Hospitals across the nation are buckling under the surge in COVID-19 infections linked to the highly transmissible delta variant of the coronavirus, with some states reporting their intensive care units are rapidly filling with patients, much like winter’s wave of cases before vaccines were readily accessible.
More than a quarter of the nation’s ICU beds in use are currently occupied by COVID-19 patients, according to figures maintained by the Department of Health and Human Services. But an increasing number of states have said their intensive care wards are reaching capacity, with 1 in 5 ICUs at or over 95% full nationwide, The New York Times reported.
Public health officials from Hawaii to Mississippi, from Oregon to Texas have portended bleak statistics in the coming weeks, saying hospitalizations are already higher now than they were in January. Alabama said Tuesday it was out of ICU beds and was actually at “negative” capacity, and Oregon said hospitalizations rose 11% overnight as new cases soared.
“We’ve never been here before,” Dr. Don Williamson, president of the Alabama Hospital Association, told the local NBC affiliate. “We are in truly now in uncharted territory in terms of our ICU bed capacity.”
Severely ill COVID-19 cases only add to the burden of wards already tasked with treating extremely sick patients. Coronavirus patients generally stay in the ICU almost twice as long as other ICU admissions, meaning ongoing waves of cases grow only more dire for full hospitals as people with new illnesses become sicker over time.
Last week, facilities across the South said they were reaching capacity in their ICUs as states with lower vaccination rates reported dramatic upticks in infections. Louisiana described the recent wave as the “darkest” in the pandemic thus far, and Arkansas said it had just eight ICU beds available (a figure that increased to 17 on Tuesday).
Texas hospitals last week began erecting tents outside their buildings to deal with a surge in patients, with some closing their emergency rooms and directing patients elsewhere.
The ongoing phase of the pandemic has frustrated health care workers who have described the outbreak as an affliction of the unvaccinated. Almost all of the nation’s deaths are among those who haven’t yet received a COVID-19 vaccine, and the threat of the delta strain has upended plans for any semblance of a return to normal.

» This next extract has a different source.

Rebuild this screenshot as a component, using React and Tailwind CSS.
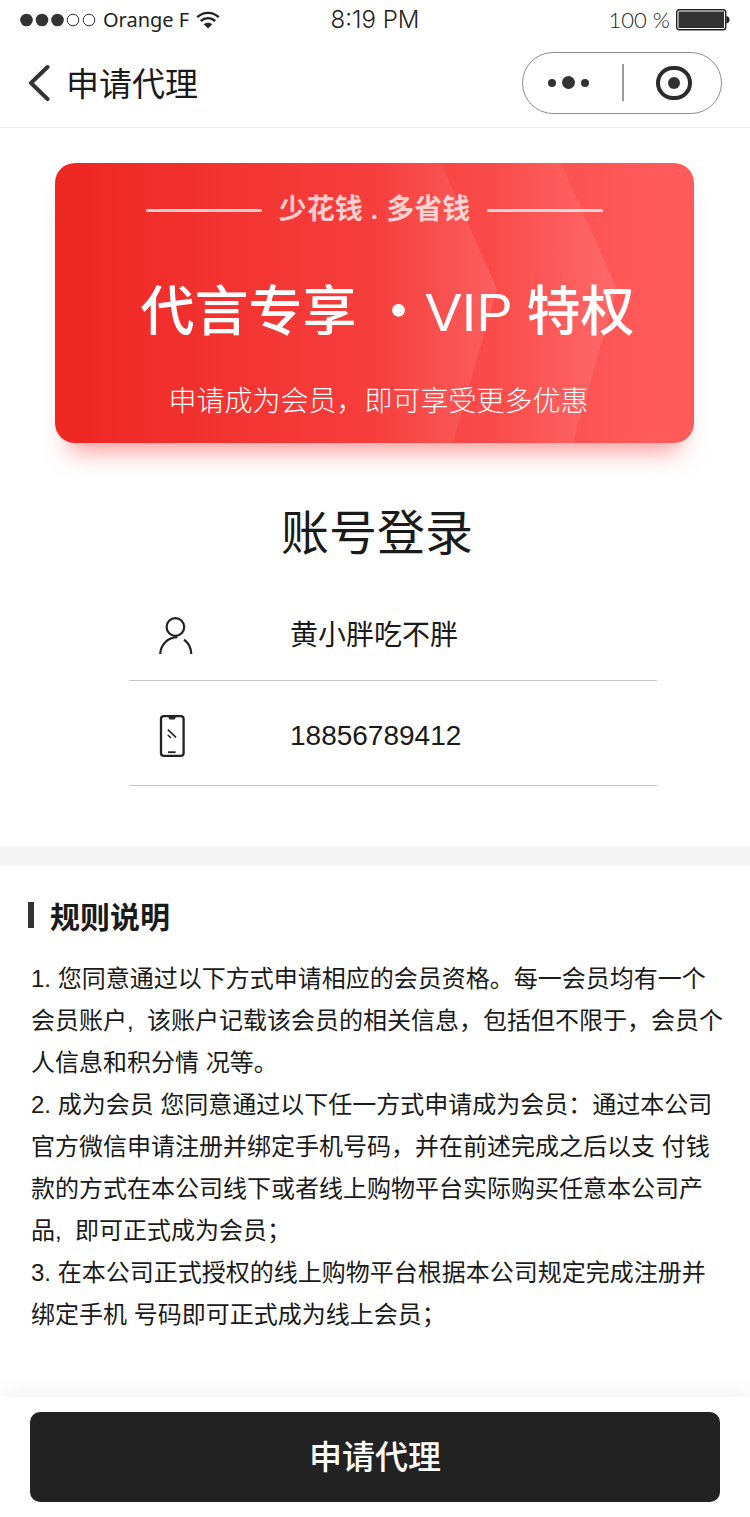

Health care workers “are tired, and there is a level of frustration when you know the COVID patient you are caring for was not vaccinated and it was largely preventable,” Jason Chang, the chief operating officer at Hawaii’s The Queen’s Health Systems hospitals, told The Associated Press on Tuesday.
Vaccines remain the most effective way to prevent severe illness or death associated with the coronavirus, and all three authorized in the U.S. have shown to be highly effective against the delta strain.
Concern remains, however, for Americans who have yet to get an inoculation and for younger children who are not yet eligible for one. The Food and Drug Administration has authorized vaccines only for those 12 and older, raising concern about students who are just starting to return to classrooms.
The Times added Tuesday that the number of kids hospitalized for COVID-19 has topped 1,800 nationwide, and the number of new daily admissions are the highest they’ve been for children based on pandemic data going back to last October.